Haemorrhagic septicaemia hadn’t been reported in African elephants before but has been recognized in Asian elephants. A paper from 1906 describes how sudden deaths in domestic Asian elephants in Burma (now Myanmar) were typically attributed to either snakebite or anthrax, until one veterinarian looked in a microscope and saw bipolar-staining coccobacilli like those observed in cases of haemorrhagic septicaemia in cattle. Over 110 years later, the same coccobacilli could be seen in our African elephant samples.
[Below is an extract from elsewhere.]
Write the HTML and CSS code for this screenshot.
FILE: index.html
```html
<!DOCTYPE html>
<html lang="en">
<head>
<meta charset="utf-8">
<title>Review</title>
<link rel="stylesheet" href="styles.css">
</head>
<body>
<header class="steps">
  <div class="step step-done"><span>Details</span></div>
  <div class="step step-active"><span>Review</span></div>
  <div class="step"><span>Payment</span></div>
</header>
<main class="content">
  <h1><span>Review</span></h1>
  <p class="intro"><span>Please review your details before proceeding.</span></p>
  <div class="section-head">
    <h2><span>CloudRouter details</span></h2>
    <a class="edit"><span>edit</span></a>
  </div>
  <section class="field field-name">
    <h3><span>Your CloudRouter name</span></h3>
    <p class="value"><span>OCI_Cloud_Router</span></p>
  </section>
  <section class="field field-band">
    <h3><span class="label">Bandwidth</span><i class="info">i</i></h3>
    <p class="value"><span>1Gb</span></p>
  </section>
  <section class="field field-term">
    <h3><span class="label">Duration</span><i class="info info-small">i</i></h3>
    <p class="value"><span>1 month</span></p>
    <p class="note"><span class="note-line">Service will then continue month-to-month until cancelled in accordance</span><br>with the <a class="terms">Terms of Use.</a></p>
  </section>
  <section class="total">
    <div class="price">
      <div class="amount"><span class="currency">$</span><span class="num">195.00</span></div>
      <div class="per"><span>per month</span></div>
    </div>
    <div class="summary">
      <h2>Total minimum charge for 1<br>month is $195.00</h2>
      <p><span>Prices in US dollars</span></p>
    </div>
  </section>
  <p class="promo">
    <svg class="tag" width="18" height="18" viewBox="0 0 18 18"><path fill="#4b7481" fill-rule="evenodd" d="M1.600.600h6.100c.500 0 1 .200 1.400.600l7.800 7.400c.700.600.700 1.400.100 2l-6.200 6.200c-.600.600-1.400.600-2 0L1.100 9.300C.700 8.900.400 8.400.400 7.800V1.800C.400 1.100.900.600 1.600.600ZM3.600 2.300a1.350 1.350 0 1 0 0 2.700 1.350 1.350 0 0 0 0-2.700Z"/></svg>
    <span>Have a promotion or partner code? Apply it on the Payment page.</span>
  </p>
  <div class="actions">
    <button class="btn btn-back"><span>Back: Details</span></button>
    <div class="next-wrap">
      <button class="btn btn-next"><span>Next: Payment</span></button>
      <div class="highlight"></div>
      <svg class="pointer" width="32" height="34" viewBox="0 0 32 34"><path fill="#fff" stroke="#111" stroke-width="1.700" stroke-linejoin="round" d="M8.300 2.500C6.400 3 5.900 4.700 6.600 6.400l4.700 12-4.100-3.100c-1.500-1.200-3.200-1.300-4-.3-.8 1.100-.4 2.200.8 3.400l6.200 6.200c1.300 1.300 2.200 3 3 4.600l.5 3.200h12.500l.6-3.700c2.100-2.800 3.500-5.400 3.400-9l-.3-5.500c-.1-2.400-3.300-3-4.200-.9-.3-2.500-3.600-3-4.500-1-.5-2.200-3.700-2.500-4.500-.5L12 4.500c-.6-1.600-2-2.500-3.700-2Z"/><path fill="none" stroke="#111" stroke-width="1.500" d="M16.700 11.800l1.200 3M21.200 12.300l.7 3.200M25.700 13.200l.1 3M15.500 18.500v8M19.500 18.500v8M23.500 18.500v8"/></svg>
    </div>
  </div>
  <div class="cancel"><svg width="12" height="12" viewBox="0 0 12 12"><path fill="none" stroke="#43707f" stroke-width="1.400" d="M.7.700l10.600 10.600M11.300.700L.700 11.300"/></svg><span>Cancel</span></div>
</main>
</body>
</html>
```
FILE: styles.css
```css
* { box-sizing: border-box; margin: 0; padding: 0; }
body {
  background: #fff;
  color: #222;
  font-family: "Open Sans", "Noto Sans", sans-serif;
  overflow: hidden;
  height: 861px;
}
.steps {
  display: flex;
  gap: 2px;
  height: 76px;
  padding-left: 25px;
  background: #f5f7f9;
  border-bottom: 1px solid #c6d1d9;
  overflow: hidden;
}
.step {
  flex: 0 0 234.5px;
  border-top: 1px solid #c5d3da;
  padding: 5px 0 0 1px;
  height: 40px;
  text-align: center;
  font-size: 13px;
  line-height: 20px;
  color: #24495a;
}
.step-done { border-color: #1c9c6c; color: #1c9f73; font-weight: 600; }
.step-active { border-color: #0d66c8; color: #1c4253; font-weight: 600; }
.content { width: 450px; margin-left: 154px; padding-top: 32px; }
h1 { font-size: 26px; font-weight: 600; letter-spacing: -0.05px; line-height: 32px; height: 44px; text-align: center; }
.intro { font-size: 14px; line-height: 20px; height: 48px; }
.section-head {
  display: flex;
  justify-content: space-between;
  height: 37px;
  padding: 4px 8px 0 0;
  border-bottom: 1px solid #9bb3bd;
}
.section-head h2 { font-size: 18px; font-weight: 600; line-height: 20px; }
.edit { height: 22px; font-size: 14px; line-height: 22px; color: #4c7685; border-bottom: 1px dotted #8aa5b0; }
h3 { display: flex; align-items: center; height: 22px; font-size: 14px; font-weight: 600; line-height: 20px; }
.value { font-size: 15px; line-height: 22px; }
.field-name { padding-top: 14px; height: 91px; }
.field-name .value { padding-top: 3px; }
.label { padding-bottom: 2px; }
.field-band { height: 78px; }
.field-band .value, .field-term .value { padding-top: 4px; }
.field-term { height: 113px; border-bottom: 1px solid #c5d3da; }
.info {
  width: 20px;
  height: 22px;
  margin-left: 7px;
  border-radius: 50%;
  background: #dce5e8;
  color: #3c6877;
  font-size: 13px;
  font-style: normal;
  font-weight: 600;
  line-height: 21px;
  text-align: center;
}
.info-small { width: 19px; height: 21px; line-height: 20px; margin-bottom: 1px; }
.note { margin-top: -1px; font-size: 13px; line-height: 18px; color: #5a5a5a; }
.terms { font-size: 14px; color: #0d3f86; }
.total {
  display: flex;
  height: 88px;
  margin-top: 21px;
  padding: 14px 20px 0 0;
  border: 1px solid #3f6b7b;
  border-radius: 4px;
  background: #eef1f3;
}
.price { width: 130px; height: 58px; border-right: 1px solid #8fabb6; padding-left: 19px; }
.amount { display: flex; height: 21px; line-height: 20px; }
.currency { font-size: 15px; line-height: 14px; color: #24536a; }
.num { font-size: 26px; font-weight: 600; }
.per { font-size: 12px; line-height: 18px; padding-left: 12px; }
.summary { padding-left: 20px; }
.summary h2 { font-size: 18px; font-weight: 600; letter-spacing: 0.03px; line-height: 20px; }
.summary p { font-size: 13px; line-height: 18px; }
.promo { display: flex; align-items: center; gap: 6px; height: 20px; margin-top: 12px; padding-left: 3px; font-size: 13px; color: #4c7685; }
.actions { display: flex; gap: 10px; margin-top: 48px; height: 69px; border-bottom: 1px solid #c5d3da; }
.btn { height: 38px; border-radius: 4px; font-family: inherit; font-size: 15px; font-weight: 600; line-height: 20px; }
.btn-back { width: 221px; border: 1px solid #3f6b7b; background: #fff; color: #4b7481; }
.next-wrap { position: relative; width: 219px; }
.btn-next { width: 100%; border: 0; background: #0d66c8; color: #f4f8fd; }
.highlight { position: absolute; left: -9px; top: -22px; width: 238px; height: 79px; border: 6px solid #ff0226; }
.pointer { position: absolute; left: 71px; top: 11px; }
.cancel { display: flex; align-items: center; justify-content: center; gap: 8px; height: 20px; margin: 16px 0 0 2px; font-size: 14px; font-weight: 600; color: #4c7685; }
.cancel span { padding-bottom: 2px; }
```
We performed a variety of laboratory tests and found no evidence that other bacteria, viruses, or toxins were underlying the pathology we observed, and started writing up a draft manuscript of our findings on haemorrhagic septicaemia caused by P. multocida. Things took an unexpected turn when isolates from our samples sent to South Africa for culture appeared to be P. multocida but failed to react with any of the four capsular types for this bacterium. The samples were sucrose-negative on further biochemical tests. Together, these results indicated that the isolates were not typical P. multocida after all. Sequencing confirmed that the isolate from the elephant samples was in fact Bisgaard taxon 45 – a very close relative of P. multocida that is yet to be officially named.
Previously reported strains of Bisgaard taxon 45 came from humans who had been bitten by big cats and from healthy psittacines (parrots and their relatives) but had not been associated with septicaemia mortalities like those observed in the elephants in 2020. Whole genome sequencing in our study revealed that Bisgaard taxon 45 shares some of the same virulence factors - molecules that help bacteria infect their hosts and cause disease – with P. multocida. These results led us to completely rewrite our manuscript with Bisgaard taxon 45, not P. multocida, as the culprit.
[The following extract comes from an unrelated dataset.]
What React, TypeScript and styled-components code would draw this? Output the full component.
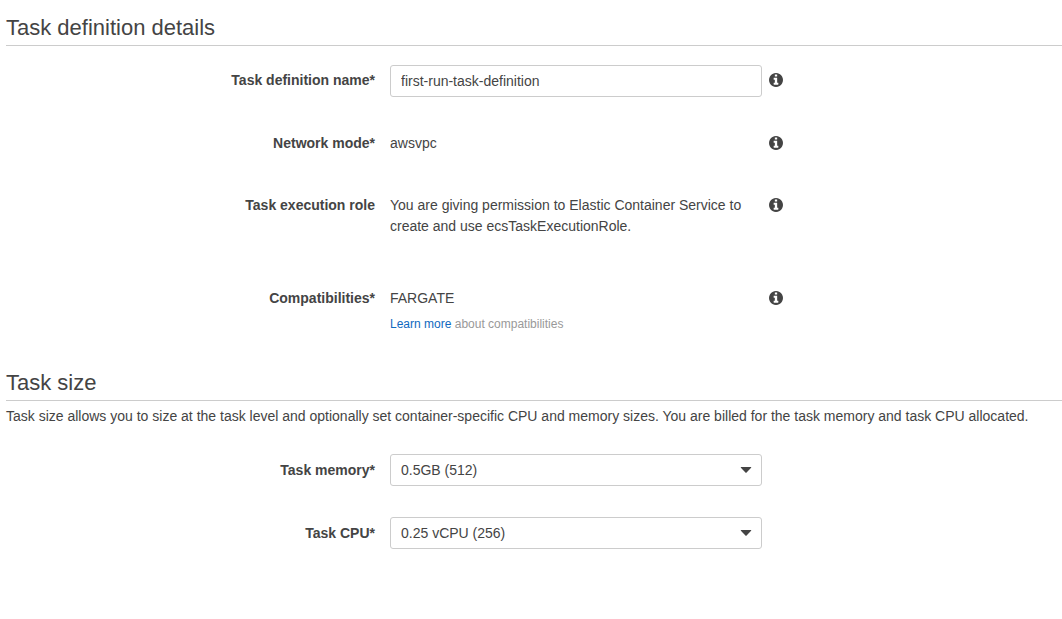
import React from "react";
import styled, { createGlobalStyle } from "styled-components";

const GlobalStyle = createGlobalStyle`
  *, *::before, *::after { box-sizing: border-box; }
  body {
    margin: 0;
    background: #fff;
    color: #444;
    font-family: "Liberation Sans", Arial, sans-serif;
    font-size: 14px;
    line-height: 21px;
  }
`;

const Page = styled.main`
  padding: 12px 0 32px 6px;
`;

const Section = styled.section`
  & + & {
    margin-top: 34px;
  }
`;

const Heading = styled.h2`
  margin: 0;
  padding-bottom: 2px;
  border-bottom: 1px solid #ccc;
  font-size: 22px;
  font-weight: 400;
  line-height: 31px;
`;

const Intro = styled.p`
  margin: 5px 0 0;
`;

const Rows = styled.div<{ $top: number }>`
  display: flex;
  flex-direction: column;
  gap: 31px;
  margin-top: ${(p) => p.$top}px;
`;

const Row = styled.div`
  display: grid;
  grid-template-columns: 369fr 387fr 300fr;
  align-items: start;
`;

const Label = styled.label<{ $select?: boolean }>`
  padding: ${(p) => (p.$select ? 6 : 5)}px 0 5px;
  font-weight: 700;
  text-align: right;
`;

const Field = styled.div`
  min-width: 0;
  padding-left: 15px;
`;

const Value = styled.output`
  display: block;
  padding: 5px 0;
`;

const Permission = styled(Value)`
  margin-bottom: 10px;
`;

const Help = styled.p`
  margin: 1px 0 0;
  color: #999;
  font-size: 12px;
  line-height: 18px;
`;

const Link = styled.a`
  color: #0f69c0;
  text-decoration: none;
  &:hover {
    text-decoration: underline;
  }
`;

const TextInput = styled.input`
  display: block;
  width: 100%;
  height: 32px;
  padding: 0 10px;
  border: 1px solid #ccc;
  border-radius: 3px;
  background: #fff;
  color: inherit;
  font: inherit;
`;

const SelectBox = styled.div`
  position: relative;
`;

const Select = styled.select`
  display: block;
  width: 100%;
  height: 32px;
  padding: 0 32px 0 10px;
  appearance: none;
  border: 1px solid #ccc;
  border-radius: 3px;
  background: #fff;
  color: inherit;
  font: inherit;
`;

const Caret = styled.svg`
  position: absolute;
  top: 13px;
  right: 10px;
  width: 12px;
  height: 6px;
  fill: #444;
  pointer-events: none;
`;

const InfoButton = styled.button`
  display: flex;
  justify-self: start;
  margin-left: 7px;
  padding: 8px 0;
  border: 0;
  background: none;
  color: #444;
  cursor: pointer;
`;

function Info({ about }: { about: string }) {
  return (
    <InfoButton type="button" aria-label={`About ${about}`}>
      <svg width="14" height="14" viewBox="0 128 1536 1536" fill="currentColor" aria-hidden="true">
        <path d="M1024 1376v-160q0-14-9-23t-23-9h-96v-512q0-14-9-23t-23-9h-320q-14 0-23 9t-9 23v160q0 14 9 23t23 9h96v320h-96q-14 0-23 9t-9 23v160q0 14 9 23t23 9h448q14 0 23-9t9-23zm-128-896v-160q0-14-9-23t-23-9h-192q-14 0-23 9t-9 23v160q0 14 9 23t23 9h192q14 0 23-9t9-23zm640 416q0 209-103 385.5t-279.5 279.5-385.5 103-385.5-103-279.5-279.5-103-385.5 103-385.5 279.5-279.5 385.5-103 385.5 103 279.5 279.5 103 385.5z" />
      </svg>
    </InfoButton>
  );
}

function SelectRow({ id, label, options }: { id: string; label: string; options: string[] }) {
  return (
    <Row>
      <Label htmlFor={id} $select>
        {label}
      </Label>
      <Field>
        <SelectBox>
          <Select id={id} defaultValue={options[0]}>
            {options.map((option) => (
              <option key={option}>{option}</option>
            ))}
          </Select>
          <Caret viewBox="0 0 12 6" aria-hidden="true">
            <path d="M1.2 0h9.6q.9.1.3.8L6.6 5.4q-.6.5-1.2 0L.9.8Q.3.1 1.2 0z" />
          </Caret>
        </SelectBox>
      </Field>
    </Row>
  );
}

export default function App() {
  return (
    <>
      <GlobalStyle />
      <Page>
        <Section>
          <Heading>Task definition details</Heading>
          <Rows $top={19}>
            <Row>
              <Label htmlFor="name">Task definition name*</Label>
              <Field>
                <TextInput id="name" type="text" defaultValue="first-run-task-definition" />
              </Field>
              <Info about="task definition name" />
            </Row>
            <Row>
              <Label htmlFor="network">Network mode*</Label>
              <Field>
                <Value id="network">awsvpc</Value>
              </Field>
              <Info about="network mode" />
            </Row>
            <Row>
              <Label htmlFor="role">Task execution role</Label>
              <Field>
                <Permission id="role">
                  You are giving permission to Elastic Container Service to create and use
                  ecsTaskExecutionRole.
                </Permission>
              </Field>
              <Info about="task execution role" />
            </Row>
            <Row>
              <Label htmlFor="compatibilities">Compatibilities*</Label>
              <Field>
                <Value id="compatibilities">FARGATE</Value>
                <Help>
                  <Link href="#compatibilities">Learn more</Link> about compatibilities
                </Help>
              </Field>
              <Info about="compatibilities" />
            </Row>
          </Rows>
        </Section>
        <Section>
          <Heading>Task size</Heading>
          <Intro>
            Task size allows you to size at the task level and optionally set container-specific CPU
            and memory sizes. You are billed for the task memory and task CPU allocated.
          </Intro>
          <Rows $top={27}>
            <SelectRow id="memory" label="Task memory*" options={["0.5GB (512)", "1GB (1024)", "2GB (2048)"]} />
            <SelectRow id="cpu" label="Task CPU*" options={["0.25 vCPU (256)", "0.5 vCPU (512)", "1 vCPU (1024)"]} />
          </Rows>
        </Section>
      </Page>
    </>
  );
}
There are still many questions to be answered about the epidemiology of Bisgaard taxon 45, particularly what triggered this mortality event in 2020. We suggest that a combination of stress from heat and limited forage and water in a high-density population of elephants may have been the underlying cause. This year we could see more elephant deaths - the rains stopped early, winter was relatively warm, and we are now in the hot dry season that is most stressful for wildlife.
What do our findings mean for elephants in the region? The area of Zimbabwe where the mortalities occurred is part of the Kavango-Zambezi (KAZA) Transfrontier Conservation Area, which encompasses over 500,000 km2 and is home to the largest population of elephants in Africa. This area is critical for the conservation of elephants, which are now endangered. In 2022, a group of researchers conducted a large-scale series of aerial surveys to estimate the number of elephants in KAZA. The results of the KAZA Elephant Survey were just released in August: the population size appeared to be stable, but a high number of recent elephant carcasses were observed during the surveys. We don’t know whether Bisgaard taxon 45 caused some of those mortalities, but it should be on the differential diagnosis list for sudden death in African elephants. Further research will be essential to understanding this organism and its relationship with elephants and other animals in the wild, as well as what threat it may pose to wildlife conservation.